ENGAJAR NOVOS MEMBROS
A Companhia de Reis São Francisco de Assis foi fundada em 1987 pelo folião Pedro Moreira de Sousa, o Goiano, a pedido do Padre Piaza, da Comunidade São Francisco de Assis, em Indaiatuba (SP).
Manoel Antonio Macedo, 70, presidente da companhia, participa desde sua fundação. “Para mim, o significado maior de ser folião de Santos Reis é saber que nós representamos uma história, que tem um significado importante para nossa fé e para a tradição da Igreja. É tão bom quando a gente sai com a companhia – porque levamos a fé, o amor, a esperança, e mantemos acesa a chama que não deixa essa cultura e a tradição se perderem”, afirmou.
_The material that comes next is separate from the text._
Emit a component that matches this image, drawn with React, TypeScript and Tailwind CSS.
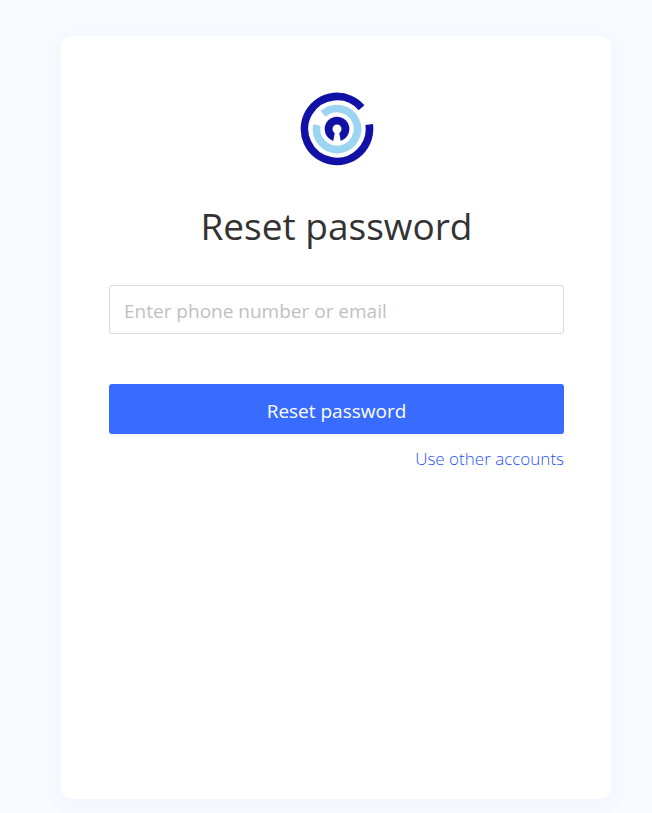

Macedo ainda enfatizou que a missão é engajar os jovens para dar continuidade a essa jornada de fé. “Somos no momento 35 membros, mas todos já idosos”, disse, enfatizando a missão de levar a mensagem dos santos reis às casas das pessoas.
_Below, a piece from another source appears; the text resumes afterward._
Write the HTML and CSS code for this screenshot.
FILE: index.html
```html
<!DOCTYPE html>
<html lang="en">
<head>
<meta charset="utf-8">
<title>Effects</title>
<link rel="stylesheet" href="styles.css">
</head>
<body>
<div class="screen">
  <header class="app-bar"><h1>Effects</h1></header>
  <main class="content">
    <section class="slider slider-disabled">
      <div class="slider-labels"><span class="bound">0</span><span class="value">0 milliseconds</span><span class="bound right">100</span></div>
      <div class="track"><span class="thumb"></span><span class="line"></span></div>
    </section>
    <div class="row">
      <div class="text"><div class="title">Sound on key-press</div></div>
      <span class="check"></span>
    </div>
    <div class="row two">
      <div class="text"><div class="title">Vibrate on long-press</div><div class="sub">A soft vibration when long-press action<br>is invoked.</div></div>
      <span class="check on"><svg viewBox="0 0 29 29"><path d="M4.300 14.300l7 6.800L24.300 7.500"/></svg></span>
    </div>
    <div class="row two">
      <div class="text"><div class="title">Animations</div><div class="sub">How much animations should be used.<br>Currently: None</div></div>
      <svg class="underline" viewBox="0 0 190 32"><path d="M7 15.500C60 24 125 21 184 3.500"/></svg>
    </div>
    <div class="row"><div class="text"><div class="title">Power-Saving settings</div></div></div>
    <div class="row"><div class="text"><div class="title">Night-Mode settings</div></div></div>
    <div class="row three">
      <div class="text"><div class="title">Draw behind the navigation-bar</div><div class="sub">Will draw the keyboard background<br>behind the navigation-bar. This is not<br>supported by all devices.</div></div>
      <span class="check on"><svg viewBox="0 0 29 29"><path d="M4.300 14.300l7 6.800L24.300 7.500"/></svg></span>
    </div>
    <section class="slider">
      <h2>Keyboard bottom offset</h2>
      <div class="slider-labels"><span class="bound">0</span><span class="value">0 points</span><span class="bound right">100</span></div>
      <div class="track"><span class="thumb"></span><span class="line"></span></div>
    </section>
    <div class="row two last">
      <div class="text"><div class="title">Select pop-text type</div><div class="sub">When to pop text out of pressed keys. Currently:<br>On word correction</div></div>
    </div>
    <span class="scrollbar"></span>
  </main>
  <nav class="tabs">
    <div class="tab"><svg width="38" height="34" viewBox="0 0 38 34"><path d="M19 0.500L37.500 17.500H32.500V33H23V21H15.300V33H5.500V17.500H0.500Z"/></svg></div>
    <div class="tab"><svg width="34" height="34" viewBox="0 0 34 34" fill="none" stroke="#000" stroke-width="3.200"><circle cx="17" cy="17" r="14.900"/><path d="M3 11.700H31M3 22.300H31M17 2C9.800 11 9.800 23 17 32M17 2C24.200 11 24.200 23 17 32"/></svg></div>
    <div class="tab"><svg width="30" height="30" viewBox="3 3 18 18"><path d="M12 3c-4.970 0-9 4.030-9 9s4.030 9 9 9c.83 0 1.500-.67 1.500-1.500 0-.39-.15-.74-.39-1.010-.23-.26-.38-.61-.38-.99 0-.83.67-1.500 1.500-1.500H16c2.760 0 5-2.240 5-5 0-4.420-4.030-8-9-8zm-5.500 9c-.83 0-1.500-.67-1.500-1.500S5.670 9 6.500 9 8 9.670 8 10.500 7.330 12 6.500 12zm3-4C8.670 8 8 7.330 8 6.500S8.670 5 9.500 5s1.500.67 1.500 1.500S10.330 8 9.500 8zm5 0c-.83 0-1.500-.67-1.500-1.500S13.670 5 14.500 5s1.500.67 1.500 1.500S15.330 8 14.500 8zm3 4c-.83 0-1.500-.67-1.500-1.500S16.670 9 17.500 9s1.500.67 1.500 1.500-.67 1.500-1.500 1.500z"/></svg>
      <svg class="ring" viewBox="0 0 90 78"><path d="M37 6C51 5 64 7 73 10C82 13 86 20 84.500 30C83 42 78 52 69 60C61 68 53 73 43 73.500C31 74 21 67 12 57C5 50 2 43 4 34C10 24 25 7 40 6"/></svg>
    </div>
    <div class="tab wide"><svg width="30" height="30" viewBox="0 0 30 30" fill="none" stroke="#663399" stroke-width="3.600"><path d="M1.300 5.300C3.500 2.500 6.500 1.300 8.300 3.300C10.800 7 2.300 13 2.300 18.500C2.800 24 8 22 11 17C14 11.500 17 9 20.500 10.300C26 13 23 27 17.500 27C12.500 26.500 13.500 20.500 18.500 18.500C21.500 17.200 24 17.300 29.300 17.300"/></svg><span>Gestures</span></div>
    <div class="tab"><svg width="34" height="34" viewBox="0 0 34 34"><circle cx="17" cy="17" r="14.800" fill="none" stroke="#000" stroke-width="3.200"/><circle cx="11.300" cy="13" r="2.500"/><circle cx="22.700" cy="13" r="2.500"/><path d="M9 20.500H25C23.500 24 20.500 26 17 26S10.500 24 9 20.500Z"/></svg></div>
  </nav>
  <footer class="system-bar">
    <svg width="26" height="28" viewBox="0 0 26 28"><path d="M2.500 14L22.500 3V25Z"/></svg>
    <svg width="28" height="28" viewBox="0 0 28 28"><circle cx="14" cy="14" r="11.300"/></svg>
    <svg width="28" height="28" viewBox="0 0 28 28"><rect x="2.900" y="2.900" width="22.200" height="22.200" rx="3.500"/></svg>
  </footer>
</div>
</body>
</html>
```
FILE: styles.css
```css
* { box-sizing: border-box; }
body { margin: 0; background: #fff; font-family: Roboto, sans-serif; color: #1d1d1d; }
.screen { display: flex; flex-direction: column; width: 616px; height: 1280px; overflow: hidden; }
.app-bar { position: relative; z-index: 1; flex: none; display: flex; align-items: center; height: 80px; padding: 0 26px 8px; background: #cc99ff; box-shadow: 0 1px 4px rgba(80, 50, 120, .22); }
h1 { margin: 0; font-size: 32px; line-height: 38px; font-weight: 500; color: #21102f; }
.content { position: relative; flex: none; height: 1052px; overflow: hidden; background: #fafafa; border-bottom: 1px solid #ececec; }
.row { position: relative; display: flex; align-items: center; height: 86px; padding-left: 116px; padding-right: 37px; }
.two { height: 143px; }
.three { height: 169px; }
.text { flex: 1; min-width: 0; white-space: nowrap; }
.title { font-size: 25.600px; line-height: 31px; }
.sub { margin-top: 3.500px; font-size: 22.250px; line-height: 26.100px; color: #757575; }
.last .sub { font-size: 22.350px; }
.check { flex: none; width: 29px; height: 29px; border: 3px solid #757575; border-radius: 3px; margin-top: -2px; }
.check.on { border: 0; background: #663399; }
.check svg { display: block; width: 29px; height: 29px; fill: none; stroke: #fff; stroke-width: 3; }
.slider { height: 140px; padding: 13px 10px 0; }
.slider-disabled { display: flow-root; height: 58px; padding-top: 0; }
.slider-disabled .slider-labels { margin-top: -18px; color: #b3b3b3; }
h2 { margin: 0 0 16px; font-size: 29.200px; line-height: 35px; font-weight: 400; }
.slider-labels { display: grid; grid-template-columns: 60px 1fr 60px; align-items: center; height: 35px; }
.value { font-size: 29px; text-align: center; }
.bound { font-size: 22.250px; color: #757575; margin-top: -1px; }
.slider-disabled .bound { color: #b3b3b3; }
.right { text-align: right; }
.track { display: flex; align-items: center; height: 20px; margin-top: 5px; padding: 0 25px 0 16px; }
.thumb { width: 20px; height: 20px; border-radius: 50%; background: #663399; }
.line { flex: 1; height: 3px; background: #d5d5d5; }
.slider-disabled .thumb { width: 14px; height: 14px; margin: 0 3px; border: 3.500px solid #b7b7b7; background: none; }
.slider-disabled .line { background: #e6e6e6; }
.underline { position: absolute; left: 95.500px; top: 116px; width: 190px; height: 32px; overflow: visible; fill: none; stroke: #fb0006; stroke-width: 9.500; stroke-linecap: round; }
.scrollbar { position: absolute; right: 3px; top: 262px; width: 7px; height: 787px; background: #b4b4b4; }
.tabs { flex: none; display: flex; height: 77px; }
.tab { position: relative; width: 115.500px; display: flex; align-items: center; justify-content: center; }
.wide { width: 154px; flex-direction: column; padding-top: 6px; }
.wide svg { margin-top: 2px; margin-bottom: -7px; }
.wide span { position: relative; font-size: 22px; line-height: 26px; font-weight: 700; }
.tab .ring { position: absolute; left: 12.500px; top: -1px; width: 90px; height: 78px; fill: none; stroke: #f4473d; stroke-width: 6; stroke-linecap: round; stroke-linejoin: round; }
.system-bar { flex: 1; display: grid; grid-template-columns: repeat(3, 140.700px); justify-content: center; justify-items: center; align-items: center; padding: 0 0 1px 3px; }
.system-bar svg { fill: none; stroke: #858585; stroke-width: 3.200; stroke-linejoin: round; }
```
Amélia Cordeiro, 72, contou à reportagem que seu pai participava do grupo e ela desde pequena sempre atuou como foliã. “Hoje meu filho e neto participam como foliões, isso significa que essa tradição vem de família e atravessa gerações”, disse.
“Muitos podem achar ‘brega’ nossa ação, mas é preciso transmitir nossa cultura, é uma forma de evangelizar a humanidade, levando uma pitada de amor, compreensão e união às famílias e à sociedade”, afirmou.
Antonio Pereira dos Santos, 74, participa do grupo desde os 12 anos de idade. “Ser folião é um orgulho. Somos bem recebidos nas casas. Independentemente da religião, o respeito predomina, pois nosso ideal é levar a mensagem do Evangelho”, disse, ressaltando que tem o sonho de ver mais pessoas, sobretudo jovens, nas companhias para prosseguir essa tradição que atravessa gerações.